In the pyramid the next day, after returning to their bodies and completing the ritual in the burial chamber, they had gone down to the lower chambers to anchor the released energy, so that their work would not be wasted. The trip down was arduous: they first had to walk with bent backs through a crawl space, then carefully made their way down a set of steel stairs through a tall chamber with a peaked roof like converging staircases. Then came the hard part: backs and knees bent, hands on smooth wooden banisters, they stepped backward 200 feet down a steeply inclined passageway no more than four feet high and wide, stopping frequently to catch their breath.
When they reached the bottom, they met with a pleasant surprise: they would be allowed into the unfinished burial chamber, the lowest accessible point in the pyramid, which the pharaoh had abandoned in favor of the upper chamber. This was significant. In the ceremonies Ms. Billger had performed on two earlier trips to the Great Pyramid, she had never gotten so far down, and the closer they could bring the energy to the spiritual treasures below, the more accessible the wisdom of Atlantis would become to the rest of the world.

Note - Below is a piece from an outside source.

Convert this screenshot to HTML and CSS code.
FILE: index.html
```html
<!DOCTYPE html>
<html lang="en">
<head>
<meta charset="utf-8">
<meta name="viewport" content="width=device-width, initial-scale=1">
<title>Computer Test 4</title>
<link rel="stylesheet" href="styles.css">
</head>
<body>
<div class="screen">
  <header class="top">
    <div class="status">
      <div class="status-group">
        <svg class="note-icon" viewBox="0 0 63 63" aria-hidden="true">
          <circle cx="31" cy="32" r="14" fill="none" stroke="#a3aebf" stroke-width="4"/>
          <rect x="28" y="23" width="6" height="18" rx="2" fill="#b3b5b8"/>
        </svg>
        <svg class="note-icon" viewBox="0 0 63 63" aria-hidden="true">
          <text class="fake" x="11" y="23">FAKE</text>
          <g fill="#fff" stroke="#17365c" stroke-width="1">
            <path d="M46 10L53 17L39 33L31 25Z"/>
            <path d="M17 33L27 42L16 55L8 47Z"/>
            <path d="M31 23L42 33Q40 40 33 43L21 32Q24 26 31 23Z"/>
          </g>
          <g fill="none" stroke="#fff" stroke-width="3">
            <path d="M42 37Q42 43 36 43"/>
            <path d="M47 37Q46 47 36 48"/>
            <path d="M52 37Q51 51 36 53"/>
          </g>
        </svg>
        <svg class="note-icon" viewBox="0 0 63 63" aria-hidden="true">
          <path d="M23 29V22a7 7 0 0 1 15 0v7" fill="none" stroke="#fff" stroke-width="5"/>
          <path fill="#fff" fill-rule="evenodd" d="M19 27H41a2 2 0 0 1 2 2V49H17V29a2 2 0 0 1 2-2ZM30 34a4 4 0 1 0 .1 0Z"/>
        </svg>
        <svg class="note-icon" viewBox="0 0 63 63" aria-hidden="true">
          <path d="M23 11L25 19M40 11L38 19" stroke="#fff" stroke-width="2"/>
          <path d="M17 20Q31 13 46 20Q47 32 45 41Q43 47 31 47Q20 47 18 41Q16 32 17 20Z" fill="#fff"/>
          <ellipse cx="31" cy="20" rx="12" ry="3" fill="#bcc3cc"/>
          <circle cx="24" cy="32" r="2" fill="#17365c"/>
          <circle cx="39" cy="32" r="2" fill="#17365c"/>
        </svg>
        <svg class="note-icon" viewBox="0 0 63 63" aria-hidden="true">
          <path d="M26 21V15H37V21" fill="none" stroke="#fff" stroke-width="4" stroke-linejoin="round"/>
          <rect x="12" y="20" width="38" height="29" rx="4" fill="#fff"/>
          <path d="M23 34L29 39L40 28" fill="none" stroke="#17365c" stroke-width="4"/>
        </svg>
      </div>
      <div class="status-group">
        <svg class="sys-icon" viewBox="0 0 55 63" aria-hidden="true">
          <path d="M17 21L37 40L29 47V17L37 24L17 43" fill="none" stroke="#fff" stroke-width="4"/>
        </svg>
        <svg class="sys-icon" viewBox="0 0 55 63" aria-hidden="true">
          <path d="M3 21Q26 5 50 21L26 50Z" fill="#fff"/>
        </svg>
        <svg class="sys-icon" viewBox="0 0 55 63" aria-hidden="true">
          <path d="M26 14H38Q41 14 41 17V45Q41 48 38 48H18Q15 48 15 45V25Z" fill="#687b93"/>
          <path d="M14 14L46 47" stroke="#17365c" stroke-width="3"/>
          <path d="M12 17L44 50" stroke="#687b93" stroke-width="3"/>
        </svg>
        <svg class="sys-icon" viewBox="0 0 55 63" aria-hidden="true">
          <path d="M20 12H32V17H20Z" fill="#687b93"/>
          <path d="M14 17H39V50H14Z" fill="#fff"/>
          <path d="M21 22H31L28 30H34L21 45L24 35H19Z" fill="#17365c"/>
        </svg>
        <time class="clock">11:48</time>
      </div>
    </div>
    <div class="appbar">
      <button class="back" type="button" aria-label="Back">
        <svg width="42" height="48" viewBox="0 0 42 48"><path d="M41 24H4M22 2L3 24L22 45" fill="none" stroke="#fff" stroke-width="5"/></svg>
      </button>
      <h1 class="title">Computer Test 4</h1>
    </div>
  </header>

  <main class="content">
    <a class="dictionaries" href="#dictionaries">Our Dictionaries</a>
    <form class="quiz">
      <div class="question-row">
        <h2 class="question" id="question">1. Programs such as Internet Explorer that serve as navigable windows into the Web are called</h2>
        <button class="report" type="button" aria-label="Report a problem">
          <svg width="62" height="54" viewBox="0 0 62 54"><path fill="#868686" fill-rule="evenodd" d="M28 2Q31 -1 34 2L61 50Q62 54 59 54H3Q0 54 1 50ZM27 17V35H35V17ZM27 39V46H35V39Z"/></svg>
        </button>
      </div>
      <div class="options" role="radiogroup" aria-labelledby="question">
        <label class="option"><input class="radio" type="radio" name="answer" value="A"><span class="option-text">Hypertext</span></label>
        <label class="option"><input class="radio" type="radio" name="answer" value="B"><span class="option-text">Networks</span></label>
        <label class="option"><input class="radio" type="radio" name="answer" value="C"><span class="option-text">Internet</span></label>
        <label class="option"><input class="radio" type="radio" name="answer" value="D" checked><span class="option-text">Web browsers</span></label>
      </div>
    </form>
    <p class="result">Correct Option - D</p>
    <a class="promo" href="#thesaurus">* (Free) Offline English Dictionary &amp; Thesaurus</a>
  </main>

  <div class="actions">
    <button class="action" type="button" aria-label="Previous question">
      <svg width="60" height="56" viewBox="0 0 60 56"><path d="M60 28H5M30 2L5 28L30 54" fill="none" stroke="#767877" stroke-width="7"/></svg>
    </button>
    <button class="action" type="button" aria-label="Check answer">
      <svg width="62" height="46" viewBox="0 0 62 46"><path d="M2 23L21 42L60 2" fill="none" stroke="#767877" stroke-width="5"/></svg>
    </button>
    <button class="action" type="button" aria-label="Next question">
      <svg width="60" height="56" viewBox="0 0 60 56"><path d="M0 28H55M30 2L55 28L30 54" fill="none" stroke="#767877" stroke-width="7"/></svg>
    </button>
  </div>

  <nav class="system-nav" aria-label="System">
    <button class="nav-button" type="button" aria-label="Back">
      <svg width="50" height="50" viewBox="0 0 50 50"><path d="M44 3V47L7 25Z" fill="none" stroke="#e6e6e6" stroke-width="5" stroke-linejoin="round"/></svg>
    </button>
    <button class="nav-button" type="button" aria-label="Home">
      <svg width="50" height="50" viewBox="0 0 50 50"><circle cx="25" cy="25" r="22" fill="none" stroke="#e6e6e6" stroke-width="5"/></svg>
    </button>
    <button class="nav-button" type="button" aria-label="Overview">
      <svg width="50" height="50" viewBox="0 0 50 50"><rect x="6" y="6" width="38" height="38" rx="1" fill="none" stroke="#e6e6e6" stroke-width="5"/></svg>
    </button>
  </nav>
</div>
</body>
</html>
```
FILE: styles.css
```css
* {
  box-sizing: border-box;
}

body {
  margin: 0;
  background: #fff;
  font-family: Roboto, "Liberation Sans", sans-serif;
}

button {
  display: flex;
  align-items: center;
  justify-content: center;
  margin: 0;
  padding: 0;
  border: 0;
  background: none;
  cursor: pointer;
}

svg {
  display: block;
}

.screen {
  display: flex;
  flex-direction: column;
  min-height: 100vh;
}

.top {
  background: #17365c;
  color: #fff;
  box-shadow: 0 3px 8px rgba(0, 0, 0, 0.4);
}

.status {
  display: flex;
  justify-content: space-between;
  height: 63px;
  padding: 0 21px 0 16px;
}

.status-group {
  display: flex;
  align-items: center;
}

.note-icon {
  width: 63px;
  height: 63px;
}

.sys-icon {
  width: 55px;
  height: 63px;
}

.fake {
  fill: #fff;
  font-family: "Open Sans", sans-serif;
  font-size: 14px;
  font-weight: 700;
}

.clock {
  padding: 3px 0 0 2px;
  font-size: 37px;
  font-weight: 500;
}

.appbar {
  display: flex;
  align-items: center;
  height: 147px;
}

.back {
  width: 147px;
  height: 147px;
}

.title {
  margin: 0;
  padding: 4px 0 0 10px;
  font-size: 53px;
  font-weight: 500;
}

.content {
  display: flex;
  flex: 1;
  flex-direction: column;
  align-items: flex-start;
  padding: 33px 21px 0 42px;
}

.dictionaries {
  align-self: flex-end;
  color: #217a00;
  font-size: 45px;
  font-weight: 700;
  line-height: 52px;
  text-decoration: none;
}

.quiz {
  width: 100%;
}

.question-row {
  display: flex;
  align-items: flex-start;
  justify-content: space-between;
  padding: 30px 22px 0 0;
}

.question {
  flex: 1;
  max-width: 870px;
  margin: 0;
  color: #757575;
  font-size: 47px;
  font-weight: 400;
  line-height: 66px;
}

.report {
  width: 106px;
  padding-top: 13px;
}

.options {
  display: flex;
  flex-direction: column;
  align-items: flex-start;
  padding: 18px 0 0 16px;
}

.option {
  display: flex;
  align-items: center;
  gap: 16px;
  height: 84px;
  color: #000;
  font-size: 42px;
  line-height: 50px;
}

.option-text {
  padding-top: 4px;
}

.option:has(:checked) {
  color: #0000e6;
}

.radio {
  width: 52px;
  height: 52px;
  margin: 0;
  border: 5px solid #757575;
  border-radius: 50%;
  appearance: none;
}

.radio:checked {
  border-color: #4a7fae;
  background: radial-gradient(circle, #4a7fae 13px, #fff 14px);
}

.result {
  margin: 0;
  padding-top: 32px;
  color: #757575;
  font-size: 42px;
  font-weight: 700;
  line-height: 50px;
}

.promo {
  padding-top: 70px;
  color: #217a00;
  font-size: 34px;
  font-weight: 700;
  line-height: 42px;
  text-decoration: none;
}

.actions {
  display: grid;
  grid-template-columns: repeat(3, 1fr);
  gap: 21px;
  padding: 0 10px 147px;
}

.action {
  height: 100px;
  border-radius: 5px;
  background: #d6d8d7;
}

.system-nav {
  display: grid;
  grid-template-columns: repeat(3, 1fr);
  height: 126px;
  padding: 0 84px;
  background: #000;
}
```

But the extra climb would be almost the length of a football field, in a corridor as steep and tight as the one they just emerged from, concluding with a stomach crawl for the last few feet. Ms. Zimmer, the woman who had been in Egypt in a previous life, is a larger person and her brow shone with the perspiration of the last climb. She craned her neck to see down the passageway, which had no discernible end.
"I'm just going to stay," she announced as the others stooped to enter the corridor, "and anchor the energy from here."